5. Albert Pujols - 2008: We interrupt this Barry Bonds run to give you the other great player of the decade. Pujols was unbelievable the entire time, but 2008 was the best when he finished with a 190 OPS+ as he went an incredible: .357/.462/.653. It might be the best untainted season since Ted Williams.

6. Barry Bonds - 2000: The first year of the great run started with 49 homers. Was it his last clean year or his first dirty one?

7. Albert Pujols - 2009: As good a year as Bonds in 2000.

8. Albert Pujols - 2003: Pujols had 212 hits (before he started getting walked a lot), hit over .350.

9. Travis Hafner - 2006: Many today forget what an offensive force Hafner was in the middle of the decade. He is an afterthought now, but in 2006, his numbers were huge: .308/.439/.659 all adding up to a 181 OPS+. Remarkable season.

10. Alex Rodriguez - 2007: A-Rod was sick for the Yankees that year. He hit 54 homers, drove in 156 while scoring 143. He hit .314 and had an unbelievable .645 slugging percentage.

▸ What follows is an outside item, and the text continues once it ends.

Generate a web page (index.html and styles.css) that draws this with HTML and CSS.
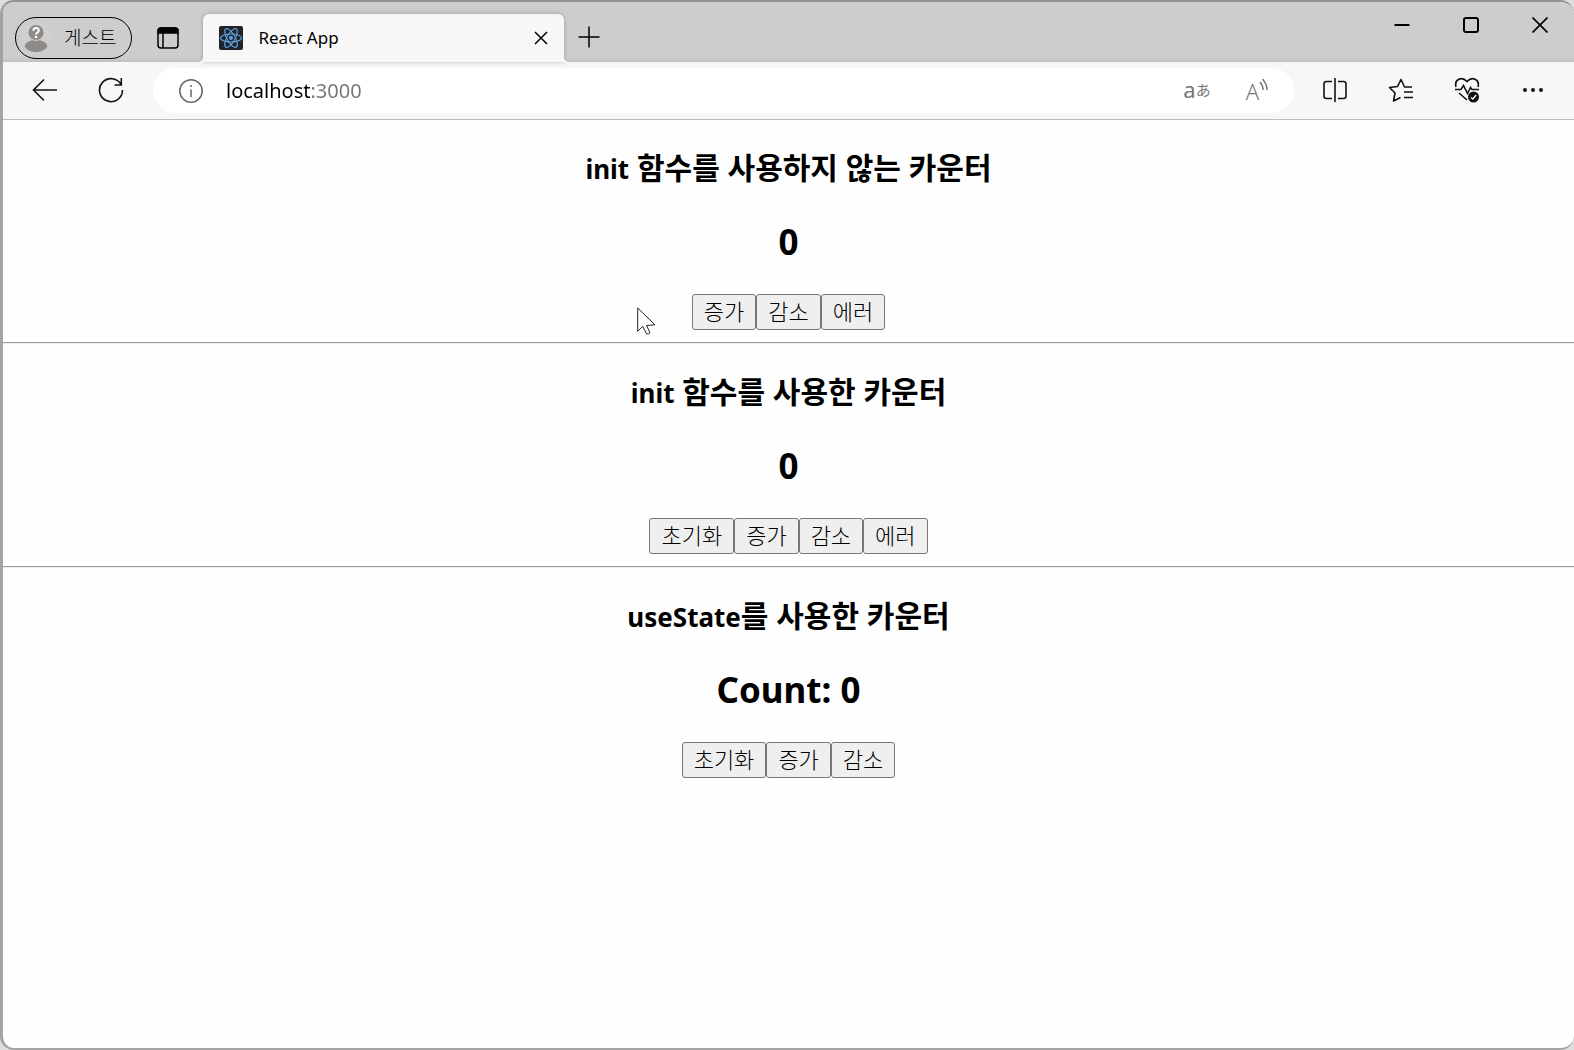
FILE: index.html
```html
<!DOCTYPE html>
<html lang="ko">
<head>
<meta charset="utf-8">
<meta name="viewport" content="width=device-width, initial-scale=1">
<title>React App</title>
<link rel="stylesheet" href="styles.css">
</head>
<body>
<div class="window">
  <header class="titlebar">
    <button class="profile" type="button">
      <svg width="30" height="30" viewBox="0 0 30 30" aria-hidden="true">
        <circle cx="15" cy="15" r="15" fill="#d2d0ce"/>
        <path d="M3.500 24.500C5.500 15.500 24.500 15.500 26.500 24.500C21 32 9 32 3.500 24.500Z" fill="#8d8a87"/>
        <circle cx="15" cy="10.500" r="8" fill="#8d8a87" stroke="#d2d0ce"/>
        <path d="M12.300 8.700C12.300 5 17.800 5 17.800 8.500C17.800 10.500 15 10.500 15 12.500" fill="none" stroke="#fff" stroke-width="2"/>
        <circle cx="15" cy="15" r="1.300" fill="#fff"/>
      </svg>
      <span>게스트</span>
    </button>
    <button class="tab-actions" type="button" aria-label="탭 작업 메뉴">
      <svg width="22" height="22" viewBox="0 0 22 22" fill="none" stroke="#000" stroke-width="1.500" aria-hidden="true">
        <rect x="1" y="1" width="20" height="20" rx="3"/>
        <path d="M1 4a3 3 0 0 1 3-3h14a3 3 0 0 1 3 3v2H1z" fill="#000"/>
        <path d="M6 6v15"/>
      </svg>
    </button>
    <div class="tab">
      <svg width="24" height="24" viewBox="0 0 24 24" aria-hidden="true">
        <rect width="24" height="24" rx="2" fill="#20232a"/>
        <g fill="none" stroke="#61a8e8" stroke-width="1.100">
          <ellipse cx="12" cy="12" rx="10.500" ry="4"/>
          <ellipse cx="12" cy="12" rx="10.500" ry="4" transform="rotate(60 12 12)"/>
          <ellipse cx="12" cy="12" rx="10.500" ry="4" transform="rotate(120 12 12)"/>
        </g>
        <circle cx="12" cy="12" r="2" fill="#61a8e8"/>
      </svg>
      <span class="tab-title">React App</span>
      <button class="tab-close" type="button" aria-label="탭 닫기">
        <svg width="14" height="14" viewBox="0 0 14 14" stroke="#000" stroke-width="1.500" aria-hidden="true"><path d="M1 1l12 12M13 1L1 13"/></svg>
      </button>
    </div>
    <button class="new-tab" type="button" aria-label="새 탭">
      <svg width="22" height="22" viewBox="0 0 22 22" stroke="#000" stroke-width="1.500" aria-hidden="true"><path d="M.5 11h21M11 .5v21"/></svg>
    </button>
    <div class="window-controls">
      <button type="button" aria-label="최소화"><svg width="16" height="16" viewBox="0 0 16 16" aria-hidden="true"><path d="M.5 8h15" stroke="#000" stroke-width="2"/></svg></button>
      <button type="button" aria-label="최대화"><svg width="16" height="16" viewBox="0 0 16 16" aria-hidden="true"><rect x="1" y="1" width="14" height="14" rx="2" fill="none" stroke="#000" stroke-width="2"/></svg></button>
      <button type="button" aria-label="닫기"><svg width="16" height="16" viewBox="0 0 16 16" aria-hidden="true"><path d="M.5.5l15 15M15.500.5l-15 15" stroke="#000" stroke-width="1.700"/></svg></button>
    </div>
  </header>

  <nav class="toolbar">
    <button class="tool" type="button" aria-label="뒤로">
      <svg width="26" height="26" viewBox="0 0 26 26" fill="none" stroke="#111" stroke-width="1.600" aria-hidden="true"><path d="M25 13H1.500M12 2.500L1.500 13L12 23.500"/></svg>
    </button>
    <button class="tool" type="button" aria-label="새로 고침">
      <svg width="26" height="26" viewBox="0 0 26 26" fill="none" stroke="#111" stroke-width="1.600" aria-hidden="true"><path d="M23.300 8A11.500 11.500 0 1 0 24.500 13M23.300 1v7H16.500"/></svg>
    </button>
    <form class="address">
      <button class="site-info" type="button" aria-label="사이트 정보">
        <svg width="24" height="24" viewBox="0 0 24 24" fill="none" stroke="#666" stroke-width="1.500" aria-hidden="true"><circle cx="12" cy="12" r="11.200"/><path d="M12 10.500v7.500M12 6v2"/></svg>
      </button>
      <input class="url" type="text" value="localhost:3000" aria-label="주소" spellcheck="false">
      <button class="field-action" type="button" aria-label="번역"><span class="translate-from">a</span><span class="translate-to">あ</span></button>
      <button class="field-action read-aloud" type="button" aria-label="소리내어 읽기">
        <span class="read-letter">A</span>
        <svg width="9" height="14" viewBox="0 0 9 14" fill="none" stroke="#767676" stroke-width="1.500" aria-hidden="true"><path d="M1 4q3 3 3 8M3.500 1q4.500 5 4.500 11"/></svg>
      </button>
    </form>
    <div class="tools">
      <button class="tool" type="button" aria-label="분할 화면">
        <svg width="24" height="24" viewBox="0 0 24 24" fill="none" stroke="#111" stroke-width="1.600" aria-hidden="true"><path d="M12 0v24M9 3.500H3.500a2.500 2.500 0 0 0-2.500 2.500v12a2.500 2.500 0 0 0 2.500 2.500H9M15 3.500h5.500a2.500 2.500 0 0 1 2.500 2.500v12a2.500 2.500 0 0 1-2.500 2.500H15"/></svg>
      </button>
      <button class="tool" type="button" aria-label="즐겨찾기">
        <svg width="26" height="26" viewBox="0 0 26 26" fill="none" stroke="#111" stroke-width="1.600" stroke-linejoin="round" aria-hidden="true"><path d="M24 10H16.500L13 2.500L9.500 9.500L1.500 10.500L7 16L5.500 24L12.500 20.500M16 15h9M16 20.500h9"/></svg>
      </button>
      <button class="tool" type="button" aria-label="브라우저 필수 정보">
        <svg width="26" height="26" viewBox="0 0 26 26" fill="none" stroke="#111" stroke-width="1.600" aria-hidden="true"><path d="M2 10C0 2 8-1 13 4.500C18-1 26 2 24 10M1 12.500h6l2.500-4 4 8 3-6 1.500 2h7M5 16l8 7"/><circle cx="19.500" cy="20" r="5.500" fill="#111" stroke="none"/><path d="M17 20.300l1.700 1.700 3.500-4" stroke="#fff" stroke-width="1.200"/></svg>
      </button>
      <button class="tool" type="button" aria-label="설정 및 기타">
        <svg width="22" height="22" viewBox="0 0 22 22" fill="#111" aria-hidden="true"><circle cx="3" cy="11" r="2"/><circle cx="11" cy="11" r="2"/><circle cx="19" cy="11" r="2"/></svg>
      </button>
    </div>
  </nav>

  <main class="page">
    <section class="counter">
      <h3><span class="latin">init</span> 함수를 사용하지 않는 카운터</h3>
      <h2>0</h2>
      <div class="actions"><button type="button">증가</button><button type="button">감소</button><button type="button">에러</button></div>
    </section>
    <section class="counter">
      <h3><span class="latin">init</span> 함수를 사용한 카운터</h3>
      <h2>0</h2>
      <div class="actions"><button type="button">초기화</button><button type="button">증가</button><button type="button">감소</button><button type="button">에러</button></div>
    </section>
    <section class="counter">
      <h3><span class="latin">useState</span>를 사용한 카운터</h3>
      <h2>Count: 0</h2>
      <div class="actions"><button type="button">초기화</button><button type="button">증가</button><button type="button">감소</button></div>
    </section>
  </main>
</div>
<svg class="pointer" width="19" height="28" viewBox="0 0 19 28" aria-hidden="true"><path d="M.7 1v23.300l5-5 3.800 7.500q2 .7 3.500-1l-3.500-7.300 8.500-.7z" fill="#fff" stroke="#222" stroke-width="1"/></svg>
</body>
</html>
```

FILE: styles.css
```css
* { box-sizing: border-box; }

body {
  margin: 0;
  background: #dedede;
  color: #000;
  font-family: "Noto Sans", "Noto Sans CJK KR", sans-serif;
}

button {
  padding: 0;
  border: 0;
  background: none;
  color: inherit;
  font-family: inherit;
}

svg { display: block; flex: none; }

.window {
  display: flex;
  flex-direction: column;
  min-height: 100vh;
  border: solid #a3a3a3;
  border-width: 2px 0 2px 3px;
  border-top-color: #929292;
  border-radius: 14px;
  background: #fefefe;
  overflow: hidden;
}

.titlebar {
  display: flex;
  align-items: flex-end;
  height: 60px;
  padding-left: 12px;
  background: linear-gradient(#cdcdcd 56px, #bfbfbf 60px);
}

.profile {
  display: flex;
  align-items: center;
  gap: 13px;
  height: 42px;
  margin-bottom: 3px;
  padding: 0 15px 2px 5px;
  border: 1px solid #000;
  border-radius: 21px;
  font-size: 19px;
  font-weight: 300;
}

.tab-actions { margin: 0 24px 13px 25px; }

.tab {
  position: relative;
  display: flex;
  align-items: center;
  width: 361px;
  height: 48px;
  padding: 0 16px 0 16px;
  border-radius: 6px 6px 0 0;
  background: #f7f7f7;
  box-shadow: 0 0 4px rgba(0, 0, 0, 0.25);
}

/* Flared feet where the tab joins the toolbar */
.tab::before,
.tab::after {
  content: "";
  position: absolute;
  bottom: 0;
  width: 5px;
  height: 5px;
}

.tab::before {
  right: 100%;
  background: radial-gradient(circle at 0 0, transparent 5px, #f7f7f7 5px);
}

.tab::after {
  left: 100%;
  background: radial-gradient(circle at 100% 0, transparent 5px, #f7f7f7 5px);
}

.tab-title { flex: 1; margin-left: 15px; padding-bottom: 2px; font-size: 17px; }

.new-tab { margin: 0 0 14px 14px; }

.window-controls { display: flex; align-self: flex-start; margin-left: auto; }

.window-controls button {
  display: grid;
  place-items: center;
  width: 69px;
  height: 46px;
}

.toolbar {
  display: flex;
  align-items: center;
  height: 58px;
  padding: 0 8px 0 9px;
  border-bottom: 1px solid #bdbdbd;
  background: #f7f7f7;
}

.tools { display: flex; }

.tool { display: grid; place-items: center; width: 66px; height: 45px; padding-bottom: 2px; }

.address {
  display: flex;
  flex: 1;
  align-items: center;
  height: 45px;
  margin: 0 8px 0 9px;
  padding: 0 7px 0 26px;
  border-radius: 23px;
  background: #fff;
}

.url {
  flex: 1;
  min-width: 0;
  height: 32px;
  margin-left: 23px;
  padding: 0;
  border: 0;
  outline: 0;
  background: linear-gradient(90deg, #000 84px, #767676 84px) text;
  color: transparent;
  font-family: inherit;
  font-size: 20px;
}

.field-action {
  display: flex;
  align-items: center;
  justify-content: center;
  width: 60px;
  height: 40px;
  padding-bottom: 3px;
  color: #767676;
}

.translate-from { font-size: 22px; }

.translate-to { font-size: 15px; }

.read-letter { font-size: 22px; font-weight: 300; }

.read-aloud { align-items: flex-start; }

.read-aloud svg { margin-top: 7px; }

.read-letter { line-height: 40px; }

.counter {
  padding: 28px 0 12px;
  text-align: center;
}

.counter + .counter {
  padding-top: 29px;
  border-top: 1px solid #999;
  box-shadow: inset 0 1px #eee;
}

.counter h3 { margin: 0; font-size: 30px; line-height: 40px; }

.latin { font-size: 26px; }

.counter h2 { margin: 29px 0 28px; font-size: 35px; line-height: 48px; }

.actions { display: flex; justify-content: center; }

.actions button {
  height: 36px;
  padding: 0 11px 2px;
  border: 1px solid #767676;
  border-radius: 3px;
  background: #efefef;
  font-size: 22px;
  font-weight: 300;
  line-height: 32px;
}

.pointer { position: absolute; top: 307px; left: 637px; }
```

1. Pedro Martinez - 2000: Looking back at Pedro's best season, it seems impossible that he lost six games. The numbers are eye-popping. His strikeout to walk ratio was 8.88/1. His WHIP was .737. He walked 32 batters in 29 starts. In an offensive era, it might be the best pitching performance ever.

2. Roger Clemens - 2005: Pitching in Houston, Clemens had a season that is totally incongruous with his Win/Loss record. He finished at 13-8 but led the majors in ERA and ERA+. How good was Clemens that year? He gave up only 151 hits in 211 innings and gave up only 11 homers the entire season.

3. Pedro Martinez - 2003: He was much better than his 14-4 record. He led the league in ERA, strikeouts per nine innings, WHIP and Hits per Nine Innings. His most unbelievable stat that season? He gave up only seven homers the entire season.

4. Zack Greinke - 2009: If ever a pitcher deserved a Cy Young, it was Greinke in 2009. He led the league in ERA, WHIP and Home Runs per Nine Innings. It was a phenomenal season.

5. Pedro Martinez - 2002: Yeah, it's hard to argue with a record of 20-4. He led the league in WHIP, Strikeouts, Hits per Nine innings and Strikeout to Walk Ratio. He also had the league's best ERA that season. Naturally.

6. Randy Johnson - 2002: Johnson was amazing in 2002. his 24-5 record is only the starting point. He pitched more innings, struck out more batters and faced more batters than anyone else in the decade that season. His run from 1999 to 2002 rivals only Pedro as one of the greatest pitching runs in history.

7. Randy Johnson - 2001: The Diamondbacks owe a large part of their World Championship on Johnson's shoulders. Only Nolan Ryan struck out more batters than Johnson's 374 that season. He also led the league that season in ERA and WHIP.

8. Johan Santana - 2004: In his only twenty win season, Santana led the league in ERA, Strikeouts and WHIP.

9. Chris Carpenter - 2009: After not pitching for two years due to injury, Carpenter came back and put together an incredible season. He went 17-4 and gave up only seven homers all season. He also led the league in ERA and ERA+. He should have won the Cy Young award.

10. Randy Johnson - 2000: Johnson struck out 347 batters while compiling a 19-7 record. He pitched eight complete games and led the league in ERA+.


Josh Borenstein said...

Carpenter was definitely deserving of the Cy Young, but so was Lincecum. Hard to say one was more deserving than the other.

Manny Ramirez from 2000 (186 OPS+), Jason Giambi from 2000 and 2001 (187 OPS+ and 198 OPS+), Jim Thome from 2002 (197 OPS+), and Sammy Sosa from 2001 (203 OPS+) should be on before Hafner.

You could also make a case for Larry Walker from 2001, Todd Helton from like 4 years in this decade, Carlos Delgado from 2000, and Luis Gonzalez from 2001.

So many juicers. They all made a mockery of the game.

bobook said...

Greinke only made one mistake this past year-- he got married! He'll likely repeat the Cole Hamels Syndrome.